Мы нашли столик в углу. Я вытащил сигареты и закурил, чувствуя, как восстанавливается баланс между задымленностью снаружи и внутри организма.
Подошла официантка — пигалица исключительно пэтэушного вида в неопрятном переднике. Кирилл заказал жареную картошку с котлетой неопределенного происхождения. Я от волнения не хотел ни есть, ни пить. Но все-таки взял какого-то местного пива — явно не «Гиннесса».
Киря накинулся на еду, как плодотворно поработавший человек с чистой совестью, которого ничто не гнетет. Я смотрел на него не без зависти.

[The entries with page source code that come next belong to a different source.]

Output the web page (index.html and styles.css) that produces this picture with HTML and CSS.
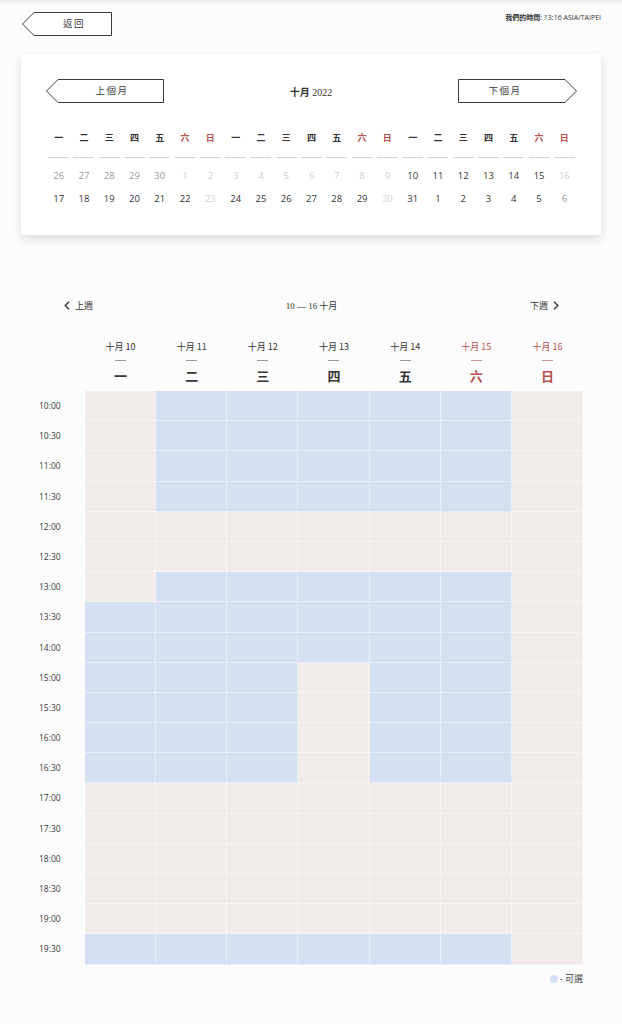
FILE: index.html
```html
<!DOCTYPE html>
<html lang="zh-Hant">
<head>
<meta charset="utf-8">
<title>預約時間</title>
<link rel="stylesheet" href="styles.css">
</head>
<body>
<div class="topbar">
  <button class="arrow-btn back">
    <svg class="shape" width="90" height="24" viewBox="0 0 90 24"><polygon points="12,0.5 89.5,0.5 89.5,23.5 12,23.5 0.5,12"/></svg>
    <span class="label">返回</span>
  </button>
  <div class="ourtime"><b>我們的時間</b>: 13:16 ASIA/TAIPEI</div>
</div>

<div class="card">
  <div class="month-nav">
    <button class="arrow-btn prev">
      <svg class="shape" width="118" height="24" viewBox="0 0 118 24"><polygon points="12,0.5 117.5,0.5 117.5,23.5 12,23.5 0.5,12"/></svg>
      <span class="label">上個月</span>
    </button>
    <div class="month-title">十月 <span class="serif">2022</span></div>
    <button class="arrow-btn next">
      <svg class="shape" width="119" height="24" viewBox="0 0 119 24"><polygon points="0.5,0.5 107,0.5 118.5,12 107,23.5 0.5,23.5"/></svg>
      <span class="label">下個月</span>
    </button>
  </div>
  <div class="mini">
    <div class="wd"><span>一</span></div><div class="wd"><span>二</span></div><div class="wd"><span>三</span></div><div class="wd"><span>四</span></div><div class="wd"><span>五</span></div><div class="wd red"><span>六</span></div><div class="wd red"><span>日</span></div>
    <div class="wd"><span>一</span></div><div class="wd"><span>二</span></div><div class="wd"><span>三</span></div><div class="wd"><span>四</span></div><div class="wd"><span>五</span></div><div class="wd red"><span>六</span></div><div class="wd red"><span>日</span></div>
    <div class="wd"><span>一</span></div><div class="wd"><span>二</span></div><div class="wd"><span>三</span></div><div class="wd"><span>四</span></div><div class="wd"><span>五</span></div><div class="wd red"><span>六</span></div><div class="wd red"><span>日</span></div>

    <div class="d other">26</div><div class="d other">27</div><div class="d other">28</div><div class="d other">29</div><div class="d other">30</div><div class="d off">1</div><div class="d off">2</div>
    <div class="d off">3</div><div class="d off">4</div><div class="d off">5</div><div class="d off">6</div><div class="d off">7</div><div class="d off">8</div><div class="d off">9</div>
    <div class="d">10</div><div class="d">11</div><div class="d">12</div><div class="d">13</div><div class="d">14</div><div class="d">15</div><div class="d off">16</div>

    <div class="d">17</div><div class="d">18</div><div class="d">19</div><div class="d">20</div><div class="d">21</div><div class="d">22</div><div class="d off">23</div>
    <div class="d">24</div><div class="d">25</div><div class="d">26</div><div class="d">27</div><div class="d">28</div><div class="d">29</div><div class="d off">30</div>
    <div class="d">31</div><div class="d">1</div><div class="d">2</div><div class="d">3</div><div class="d">4</div><div class="d">5</div><div class="d other">6</div>
  </div>
</div>

<div class="week">
  <div class="week-nav">
    <a class="wlink"><svg width="6" height="9" viewBox="0 0 6 9"><polyline points="5,0.8 1.2,4.5 5,8.2"/></svg><span>上週</span></a>
    <div class="week-title"><span class="serif">10 — 16</span> 十月</div>
    <a class="wlink"><span>下週</span><svg width="6" height="9" viewBox="0 0 6 9"><polyline points="1,0.8 4.8,4.5 1,8.2"/></svg></a>
  </div>

  <div class="sched">
    <div class="corner"></div>
    <div class="dh"><div class="dt">十月 10</div><div class="dash"></div><div class="dw">一</div></div>
    <div class="dh"><div class="dt">十月 11</div><div class="dash"></div><div class="dw">二</div></div>
    <div class="dh"><div class="dt">十月 12</div><div class="dash"></div><div class="dw">三</div></div>
    <div class="dh"><div class="dt">十月 13</div><div class="dash"></div><div class="dw">四</div></div>
    <div class="dh"><div class="dt">十月 14</div><div class="dash"></div><div class="dw">五</div></div>
    <div class="dh red"><div class="dt">十月 15</div><div class="dash"></div><div class="dw">六</div></div>
    <div class="dh red"><div class="dt">十月 16</div><div class="dash"></div><div class="dw">日</div></div>

    <div class="t">10:00</div><div class="c"></div><div class="c a"></div><div class="c a"></div><div class="c a"></div><div class="c a"></div><div class="c a"></div><div class="c"></div>
    <div class="t">10:30</div><div class="c"></div><div class="c a"></div><div class="c a"></div><div class="c a"></div><div class="c a"></div><div class="c a"></div><div class="c"></div>
    <div class="t">11:00</div><div class="c"></div><div class="c a"></div><div class="c a"></div><div class="c a"></div><div class="c a"></div><div class="c a"></div><div class="c"></div>
    <div class="t">11:30</div><div class="c"></div><div class="c a"></div><div class="c a"></div><div class="c a"></div><div class="c a"></div><div class="c a"></div><div class="c"></div>
    <div class="t">12:00</div><div class="c"></div><div class="c"></div><div class="c"></div><div class="c"></div><div class="c"></div><div class="c"></div><div class="c"></div>
    <div class="t">12:30</div><div class="c"></div><div class="c"></div><div class="c"></div><div class="c"></div><div class="c"></div><div class="c"></div><div class="c"></div>
    <div class="t">13:00</div><div class="c"></div><div class="c a"></div><div class="c a"></div><div class="c a"></div><div class="c a"></div><div class="c a"></div><div class="c"></div>
    <div class="t">13:30</div><div class="c a"></div><div class="c a"></div><div class="c a"></div><div class="c a"></div><div class="c a"></div><div class="c a"></div><div class="c"></div>
    <div class="t">14:00</div><div class="c a"></div><div class="c a"></div><div class="c a"></div><div class="c a"></div><div class="c a"></div><div class="c a"></div><div class="c"></div>
    <div class="t">15:00</div><div class="c a"></div><div class="c a"></div><div class="c a"></div><div class="c"></div><div class="c a"></div><div class="c a"></div><div class="c"></div>
    <div class="t">15:30</div><div class="c a"></div><div class="c a"></div><div class="c a"></div><div class="c"></div><div class="c a"></div><div class="c a"></div><div class="c"></div>
    <div class="t">16:00</div><div class="c a"></div><div class="c a"></div><div class="c a"></div><div class="c"></div><div class="c a"></div><div class="c a"></div><div class="c"></div>
    <div class="t">16:30</div><div class="c a"></div><div class="c a"></div><div class="c a"></div><div class="c"></div><div class="c a"></div><div class="c a"></div><div class="c"></div>
    <div class="t">17:00</div><div class="c"></div><div class="c"></div><div class="c"></div><div class="c"></div><div class="c"></div><div class="c"></div><div class="c"></div>
    <div class="t">17:30</div><div class="c"></div><div class="c"></div><div class="c"></div><div class="c"></div><div class="c"></div><div class="c"></div><div class="c"></div>
    <div class="t">18:00</div><div class="c"></div><div class="c"></div><div class="c"></div><div class="c"></div><div class="c"></div><div class="c"></div><div class="c"></div>
    <div class="t">18:30</div><div class="c"></div><div class="c"></div><div class="c"></div><div class="c"></div><div class="c"></div><div class="c"></div><div class="c"></div>
    <div class="t">19:00</div><div class="c"></div><div class="c"></div><div class="c"></div><div class="c"></div><div class="c"></div><div class="c"></div><div class="c"></div>
    <div class="t">19:30</div><div class="c a"></div><div class="c a"></div><div class="c a"></div><div class="c a"></div><div class="c a"></div><div class="c a"></div><div class="c"></div>
  </div>

  <div class="legend"><span class="dot"></span><span>- 可選</span></div>
</div>
</body>
</html>
```

FILE: styles.css
```css
* { box-sizing: border-box; }

html {
  background: #fcfcfc linear-gradient(#ececec, #fcfcfc 5px) no-repeat;
}

body {
  margin: 0;
  font-family: "Open Sans", "Noto Sans CJK TC", sans-serif;
  color: #333;
}

.serif {
  font-family: "Liberation Serif", "DejaVu Serif", serif;
}

/* arrow buttons */
.arrow-btn {
  position: relative;
  display: flex;
  align-items: center;
  justify-content: center;
  height: 24px;
  padding: 0;
  border: 0;
  background: transparent;
  font-family: "Noto Sans CJK TC", sans-serif;
  color: #333;
  cursor: pointer;
}
.arrow-btn .shape {
  position: absolute;
  left: 0;
  top: 0;
}
.arrow-btn .shape polygon {
  fill: #fff;
  stroke: #3a3a3a;
  stroke-width: 1;
}
.arrow-btn .label {
  position: relative;
  font-size: 9.5px;
  letter-spacing: 1.5px;
  line-height: 1;
  color: #3a3a3a;
}

.back { width: 90px; padding-left: 14px; }
.prev { width: 118px; padding-left: 14px; }
.next { width: 119px; padding-right: 25px; }

/* top bar */
.topbar {
  display: flex;
  justify-content: space-between;
  align-items: flex-start;
  padding: 12px 21px 0 22px;
}
.ourtime {
  font-family: "Open Sans", "Noto Sans CJK TC", sans-serif;
  font-size: 7px;
  line-height: 10px;
  margin-top: 1px;
  color: #333;
}
.ourtime b { font-weight: 700; }

/* month card */
.card {
  margin: 18px 21px 0 21px;
  background: #fff;
  padding: 25px 24px 25px 25px;
  box-shadow: 0 4px 9px rgba(0, 0, 0, 0.13);
}
.month-nav {
  display: flex;
  justify-content: space-between;
  align-items: center;
  height: 24px;
}
.month-title {
  font-family: "Noto Sans CJK TC", sans-serif;
  font-size: 10px;
  font-weight: 700;
  color: #333;
}
.month-title .serif { font-weight: 400; font-size: 10px; }

.mini {
  display: grid;
  grid-template-columns: repeat(21, 1fr);
  margin-top: 28px;
}
.wd {
  display: flex;
  flex-direction: column;
  align-items: center;
  font-family: "Noto Sans CJK TC", sans-serif;
  font-size: 9px;
  font-weight: 700;
  line-height: 14px;
  color: #333;
  margin-bottom: 6px;
}
.wd span {
  display: block;
  width: 21px;
  text-align: center;
  padding-bottom: 12px;
  border-bottom: 1px solid #d4d4d4;
}
.wd.red { color: #b5504d; }

.d {
  text-align: center;
  font-size: 9.5px;
  line-height: 23px;
  height: 23px;
  color: #333;
}
.d.other { color: #9a9a9a; }
.d.off { color: #cfcfcf; }

/* week */
.week {
  padding: 0 39px;
  margin-top: 63px;
}
.week-nav {
  display: flex;
  justify-content: space-between;
  align-items: center;
  margin: 0 24px 0 25px;
  height: 14px;
}
.wlink {
  display: flex;
  align-items: center;
  gap: 5px;
  font-family: "Noto Sans CJK TC", sans-serif;
  font-size: 9px;
  color: #333;
}
.wlink svg polyline {
  fill: none;
  stroke: #333;
  stroke-width: 1.3;
}
.week-title {
  font-family: "Noto Sans CJK TC", sans-serif;
  font-size: 9px;
  color: #333;
}
.week-title .serif { font-size: 9px; }

.sched {
  display: grid;
  grid-template-columns: 46px repeat(7, 1fr);
  grid-template-rows: 51px;
  grid-auto-rows: 30.2px;
  margin-top: 28px;
}
.dh {
  display: flex;
  flex-direction: column;
  align-items: center;
  color: #333;
}
.dt {
  font-family: "Noto Sans CJK TC", sans-serif;
  font-size: 9px;
  line-height: 12px;
  margin-top: 1px;
}
.dash {
  width: 11px;
  height: 1px;
  background: #999;
  margin-top: 7px;
}
.dw {
  font-family: "Noto Sans CJK TC", sans-serif;
  font-size: 13px;
  font-weight: 700;
  line-height: 16px;
  margin-top: 7px;
}
.dh.red { color: #b5504d; }
.dh.red .dash { background: #c99; }

.t {
  font-size: 8.5px;
  line-height: 30.2px;
  color: #3a3a3a;
}
.c {
  background: #f1ece9;
  border-right: 1px solid rgba(255, 255, 255, 0.45);
  border-bottom: 1px solid rgba(255, 255, 255, 0.45);
}
.c.a { background: #d4e0f1; }

.legend {
  display: flex;
  justify-content: flex-end;
  align-items: center;
  gap: 2px;
  margin-top: 8px;
  font-family: "Noto Sans CJK TC", sans-serif;
  font-size: 9px;
  line-height: 12px;
  color: #444;
}
.dot {
  width: 8px;
  height: 8px;
  border-radius: 50%;
  background: #d4e0f1;
}
```
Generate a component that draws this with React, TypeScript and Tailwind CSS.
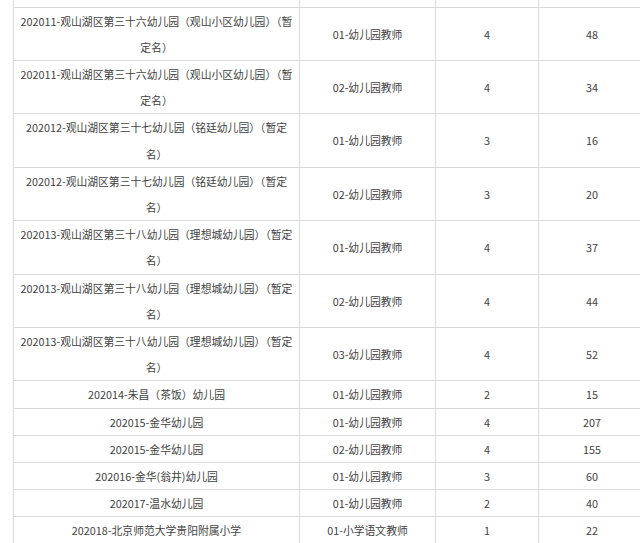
const ROWS: [string[], string, string, string][] = [
  [["202011-观山湖区第三十六幼儿园（观山小区幼儿园）（暂", "定名）"], "01-幼儿园教师", "4", "48"],
  [["202011-观山湖区第三十六幼儿园（观山小区幼儿园）（暂", "定名）"], "02-幼儿园教师", "4", "34"],
  [["202012-观山湖区第三十七幼儿园（铭廷幼儿园）（暂定", "名）"], "01-幼儿园教师", "3", "16"],
  [["202012-观山湖区第三十七幼儿园（铭廷幼儿园）（暂定", "名）"], "02-幼儿园教师", "3", "20"],
  [["202013-观山湖区第三十八幼儿园（理想城幼儿园）（暂定", "名）"], "01-幼儿园教师", "4", "37"],
  [["202013-观山湖区第三十八幼儿园（理想城幼儿园）（暂定", "名）"], "02-幼儿园教师", "4", "44"],
  [["202013-观山湖区第三十八幼儿园（理想城幼儿园）（暂定", "名）"], "03-幼儿园教师", "4", "52"],
  [["202014-朱昌（茶饭）幼儿园"], "01-幼儿园教师", "2", "15"],
  [["202015-金华幼儿园"], "01-幼儿园教师", "4", "207"],
  [["202015-金华幼儿园"], "02-幼儿园教师", "4", "155"],
  [["202016-金华(翁井)幼儿园"], "01-幼儿园教师", "3", "60"],
  [["202017-温水幼儿园"], "01-幼儿园教师", "2", "40"],
  [["202018-北京师范大学贵阳附属小学"], "01-小学语文教师", "1", "22"],
];

const cell = "border border-[#dadada] px-[2px] py-0 text-center align-middle whitespace-nowrap";

export default function App() {
  return (
    <div className="h-[543px] w-[640px] overflow-hidden bg-white pl-[13px]">
      <table
        className="w-[632px] table-fixed border-collapse text-[10.8px] leading-[26.2px] text-[#424242]"
        style={{ fontFamily: '"Noto Sans CJK SC", "Noto Sans", sans-serif' }}
      >
        <colgroup>
          <col className="w-[286px]" />
          <col className="w-[136px]" />
          <col className="w-[103px]" />
          <col className="w-[107px]" />
        </colgroup>
        <tbody>
          {/* tail of the previous row, cut off by the top edge */}
          <tr className="h-[7px]">
            <td className="border-x border-b border-[#dadada] p-0" />
            <td className="border-x border-b border-[#dadada] p-0" />
            <td className="border-x border-b border-[#dadada] p-0" />
            <td className="border-x border-b border-[#dadada] p-0" />
          </tr>
          {ROWS.map(([school, post, count, applicants], i) => (
            <tr key={i}>
              <td className={cell}>
                {school.map((line) => (
                  <div key={line}>{line}</div>
                ))}
              </td>
              <td className={cell}>{post}</td>
              <td className={cell}>{count}</td>
              <td className={cell}>{applicants}</td>
            </tr>
          ))}
        </tbody>
      </table>
    </div>
  );
}
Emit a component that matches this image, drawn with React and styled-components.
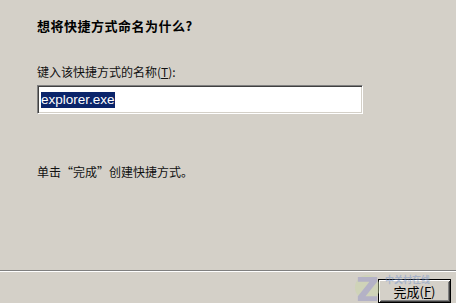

Вот у кого не было никаких сомнений с выбором призвания. Хорошо людям, которым не надо блуждать и что-то искать в потемках. Их жизненный путь сразу ясен и прям — только иди, не сворачивая, и не останавливайся.
Котлета не внушала ни малейшего доверия. Жирный жареный фарш, из которого она была слеплена, вдруг показался мне очень странной и нелепой штукой. Я подавил рвотный позыв и с жалостью посмотрел на то, во что превратилось нормальное мясо после тепловой обработки. «Странные люди, — подумалось мне. — Испортили зачем-то хороший продукт. Словно убили его еще раз…»
А картошка? Ну какая же это еда! Это же растение!
Взгляд переместился выше — на вилку, которой Киря ломал котлету, и на собственно Кирину руку с длинными худыми пальцами. Рука почему-то представилась в разрезе: белые кости, сочное красное мясо, соленая кровь… Все не просто свежее, а живое, естественно горячее, а не подогретое… Совсем другое дело! Рот неожиданно наполнился слюной.